WHAT TO DO
Give the listing again character for character, but drop the images.

STORED DATA
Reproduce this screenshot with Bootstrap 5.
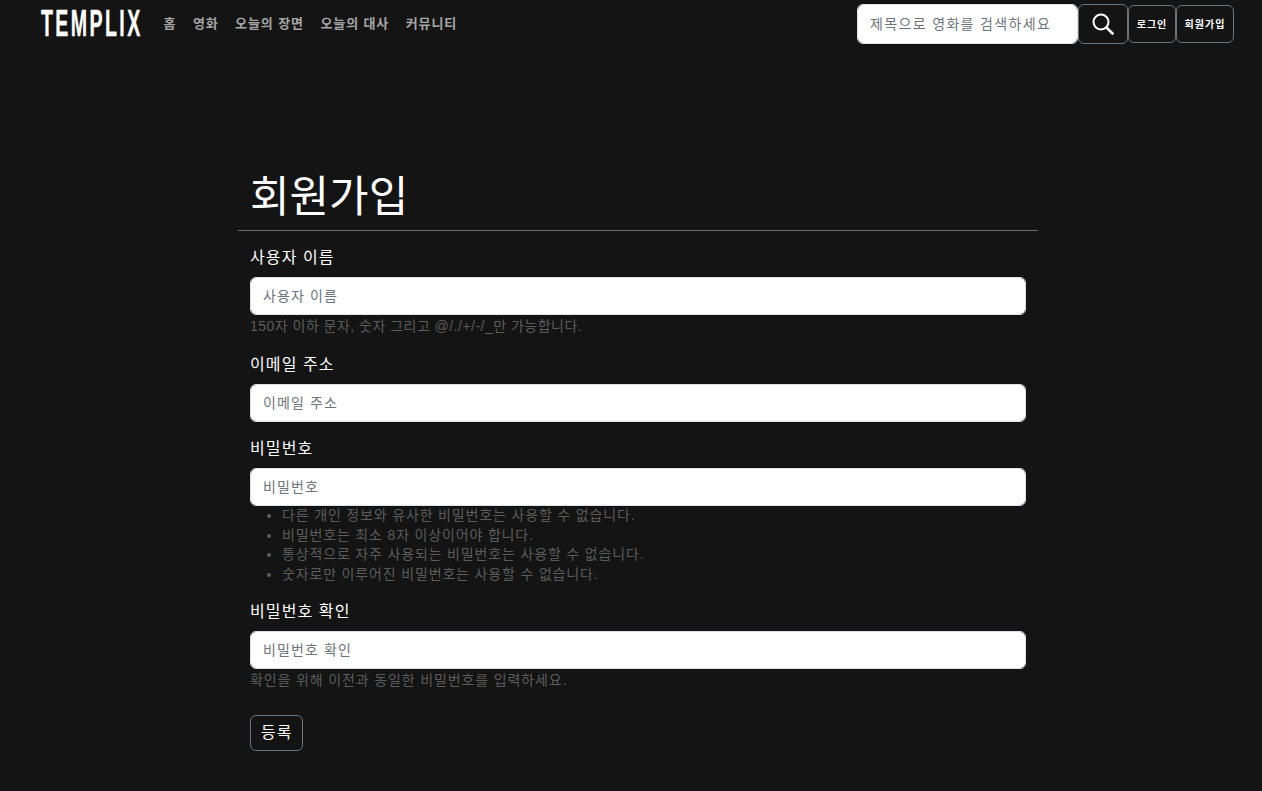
<!doctype html>
<html lang="ko">
<head>
<meta charset="utf-8">
<title>회원가입</title>
<link href="https://cdn.jsdelivr.net/npm/bootstrap@5.3.0/dist/css/bootstrap.min.css" rel="stylesheet">
<style>
body{background:#141414;color:#fff;font-family:"Liberation Sans","Noto Sans CJK KR",sans-serif;height:791px;overflow:hidden}
.top-nav{height:48px;padding:0 28px 0 41px}
.brand-logo{width:100px;height:28px;margin-right:14px;color:#fff;font-family:"Liberation Sans",sans-serif;font-weight:700;font-size:28px;line-height:28px;white-space:nowrap;letter-spacing:3.4px;-webkit-text-stroke:.3px #fff;transform:scale(.7,1.3);transform-origin:left center;text-decoration:none;display:block}
.top-link{color:#a6a6a6;font-size:13px;font-weight:700;padding:0 8px 0 8.5px;letter-spacing:.9px;text-decoration:none}
.search-field{width:221px;height:40px;font-size:14px;padding:6px 12px;letter-spacing:1.35px}
.search-btn{width:50px;height:40px;padding:0;border-color:#6c757d;color:#fff;display:flex;align-items:center;justify-content:center}
.auth-btn{height:38px;padding:0;font-size:10px;font-weight:700;letter-spacing:1px;color:#fff;border-color:#6c757d;display:flex;align-items:center;justify-content:center}
.auth-login{width:48px}
.auth-join{width:58px}
.form-wrap{width:800px;margin:0 0 0 238px;padding-top:119px}
.page-title{font-size:43px;line-height:60px;margin:0;padding:0 12px 3px;font-weight:400}
.title-rule{border:0;border-top:1px solid #6c6c6c;opacity:1;margin:0 0 14px}
.form-area{padding:0 12px}
.field-label{display:block;font-size:16px;line-height:24px;padding-top:1px;margin-bottom:7px;letter-spacing:1.1px}
.field-input{height:38px;font-size:14px;padding:6px 12px;letter-spacing:1.1px}
.field-input::placeholder,.search-field::placeholder{color:#6c757d}
.help-line{color:#5c5c5c;font-size:14px;line-height:23px;letter-spacing:.87px}
.help-first{letter-spacing:.48px}
.help-list{color:#5c5c5c;font-size:14px;line-height:19.5px;padding-left:32px;margin:0;letter-spacing:.84px}
.group-a{margin-bottom:14px}
.group-b{margin-bottom:14px}
.group-c{margin-bottom:15px}
.group-d{margin-bottom:23px}
.submit-btn{height:36px;padding:0 10px;font-size:16px;letter-spacing:1px;color:#fff;border-color:#6c757d;display:block}
</style>
</head>
<body>
<nav class="top-nav d-flex align-items-center justify-content-between">
  <div class="d-flex align-items-center">
    <a class="brand-logo" href="#">TEMPLIX</a>
    <a class="top-link" href="#">홈</a>
    <a class="top-link" href="#">영화</a>
    <a class="top-link" href="#">오늘의 장면</a>
    <a class="top-link" href="#">오늘의 대사</a>
    <a class="top-link" href="#">커뮤니티</a>
  </div>
  <form class="d-flex align-items-center">
    <input class="form-control search-field" type="search" placeholder="제목으로 영화를 검색하세요">
    <button class="btn search-btn" type="button" aria-label="검색">
      <svg width="22" height="22" viewBox="0 0 22 22" fill="none" stroke="#fff" stroke-width="2"><circle cx="9" cy="9" r="7.5"/><path d="M14.5 14.5l6 6" stroke-width="2.6" stroke-linecap="round"/></svg>
    </button>
    <a class="btn auth-btn auth-login" href="#">로그인</a>
    <a class="btn auth-btn auth-join" href="#">회원가입</a>
  </form>
</nav>
<main class="form-wrap">
  <h1 class="page-title">회원가입</h1>
  <hr class="title-rule">
  <form class="form-area">
    <div class="group-a">
      <label class="field-label" for="u">사용자 이름</label>
      <input class="form-control field-input" id="u" placeholder="사용자 이름">
      <div class="help-line help-first">150자 이하 문자, 숫자 그리고 @/./+/-/_만 가능합니다.</div>
    </div>
    <div class="group-b">
      <label class="field-label" for="e">이메일 주소</label>
      <input class="form-control field-input" id="e" placeholder="이메일 주소">
    </div>
    <div class="group-c">
      <label class="field-label" for="p">비밀번호</label>
      <input class="form-control field-input" id="p" placeholder="비밀번호">
      <ul class="help-list">
        <li>다른 개인 정보와 유사한 비밀번호는 사용할 수 없습니다.</li>
        <li>비밀번호는 최소 8자 이상이어야 합니다.</li>
        <li>통상적으로 자주 사용되는 비밀번호는 사용할 수 없습니다.</li>
        <li>숫자로만 이루어진 비밀번호는 사용할 수 없습니다.</li>
      </ul>
    </div>
    <div class="group-d">
      <label class="field-label" for="c">비밀번호 확인</label>
      <input class="form-control field-input" id="c" placeholder="비밀번호 확인">
      <div class="help-line">확인을 위해 이전과 동일한 비밀번호를 입력하세요.</div>
    </div>
    <button class="btn submit-btn" type="button">등록</button>
  </form>
</main>
<script src="https://cdn.jsdelivr.net/npm/bootstrap@5.3.0/dist/js/bootstrap.bundle.min.js"></script>
</body>
</html>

FINAL RESULT
Reproduce this screenshot with Bootstrap 5.
<!doctype html>
<html lang="ko">
<head>
<meta charset="utf-8">
<title>회원가입</title>
<link href="https://cdn.jsdelivr.net/npm/bootstrap@5.3.0/dist/css/bootstrap.min.css" rel="stylesheet">
<style>
body{background:#141414;color:#fff;font-family:"Liberation Sans","Noto Sans CJK KR",sans-serif;height:791px;overflow:hidden}
.top-nav{height:48px;padding:0 28px 0 41px}
.brand-logo{width:100px;height:28px;margin-right:14px;color:#fff;font-family:"Liberation Sans",sans-serif;font-weight:700;font-size:28px;line-height:28px;white-space:nowrap;letter-spacing:3.4px;-webkit-text-stroke:.3px #fff;transform:scale(.7,1.3);transform-origin:left center;text-decoration:none;display:block}
.top-link{color:#a6a6a6;font-size:13px;font-weight:700;padding:0 8px 0 8.5px;letter-spacing:.9px;text-decoration:none}
.search-field{width:221px;height:40px;font-size:14px;padding:6px 12px;letter-spacing:1.35px}
.search-btn{width:50px;height:40px;padding:0;border-color:#6c757d;color:#fff;display:flex;align-items:center;justify-content:center}
.auth-btn{height:38px;padding:0;font-size:10px;font-weight:700;letter-spacing:1px;color:#fff;border-color:#6c757d;display:flex;align-items:center;justify-content:center}
.auth-login{width:48px}
.auth-join{width:58px}
.form-wrap{width:800px;margin:0 0 0 238px;padding-top:119px}
.page-title{font-size:43px;line-height:60px;margin:0;padding:0 12px 3px;font-weight:400}
.title-rule{border:0;border-top:1px solid #6c6c6c;opacity:1;margin:0 0 14px}
.form-area{padding:0 12px}
.field-label{display:block;font-size:16px;line-height:24px;padding-top:1px;margin-bottom:7px;letter-spacing:1.1px}
.field-input{height:38px;font-size:14px;padding:6px 12px;letter-spacing:1.1px}
.field-input::placeholder,.search-field::placeholder{color:#6c757d}
.help-line{color:#5c5c5c;font-size:14px;line-height:23px;letter-spacing:.87px}
.help-first{letter-spacing:.48px}
.help-list{color:#5c5c5c;font-size:14px;line-height:19.5px;padding-left:32px;margin:0;letter-spacing:.84px}
.group-a{margin-bottom:14px}
.group-b{margin-bottom:14px}
.group-c{margin-bottom:15px}
.group-d{margin-bottom:23px}
.submit-btn{height:36px;padding:0 10px;font-size:16px;letter-spacing:1px;color:#fff;border-color:#6c757d;display:block}
</style>
</head>
<body>
<nav class="top-nav d-flex align-items-center justify-content-between">
  <div class="d-flex align-items-center">
    <a class="brand-logo" href="#">TEMPLIX</a>
    <a class="top-link" href="#">홈</a>
    <a class="top-link" href="#">영화</a>
    <a class="top-link" href="#">오늘의 장면</a>
    <a class="top-link" href="#">오늘의 대사</a>
    <a class="top-link" href="#">커뮤니티</a>
  </div>
  <form class="d-flex align-items-center">
    <input class="form-control search-field" type="search" placeholder="제목으로 영화를 검색하세요">
    <button class="btn search-btn" type="button" aria-label="검색">
      <svg width="22" height="22" viewBox="0 0 22 22" fill="none" stroke="#fff" stroke-width="2"><circle cx="9" cy="9" r="7.5"/><path d="M14.5 14.5l6 6" stroke-width="2.6" stroke-linecap="round"/></svg>
    </button>
    <a class="btn auth-btn auth-login" href="#">로그인</a>
    <a class="btn auth-btn auth-join" href="#">회원가입</a>
  </form>
</nav>
<main class="form-wrap">
  <h1 class="page-title">회원가입</h1>
  <hr class="title-rule">
  <form class="form-area">
    <div class="group-a">
      <label class="field-label" for="u">사용자 이름</label>
      <input class="form-control field-input" id="u" placeholder="사용자 이름">
      <div class="help-line help-first">150자 이하 문자, 숫자 그리고 @/./+/-/_만 가능합니다.</div>
    </div>
    <div class="group-b">
      <label class="field-label" for="e">이메일 주소</label>
      <input class="form-control field-input" id="e" placeholder="이메일 주소">
    </div>
    <div class="group-c">
      <label class="field-label" for="p">비밀번호</label>
      <input class="form-control field-input" id="p" placeholder="비밀번호">
      <ul class="help-list">
        <li>다른 개인 정보와 유사한 비밀번호는 사용할 수 없습니다.</li>
        <li>비밀번호는 최소 8자 이상이어야 합니다.</li>
        <li>통상적으로 자주 사용되는 비밀번호는 사용할 수 없습니다.</li>
        <li>숫자로만 이루어진 비밀번호는 사용할 수 없습니다.</li>
      </ul>
    </div>
    <div class="group-d">
      <label class="field-label" for="c">비밀번호 확인</label>
      <input class="form-control field-input" id="c" placeholder="비밀번호 확인">
      <div class="help-line">확인을 위해 이전과 동일한 비밀번호를 입력하세요.</div>
    </div>
    <button class="btn submit-btn" type="button">등록</button>
  </form>
</main>
<script src="https://cdn.jsdelivr.net/npm/bootstrap@5.3.0/dist/js/bootstrap.bundle.min.js"></script>
</body>
</html>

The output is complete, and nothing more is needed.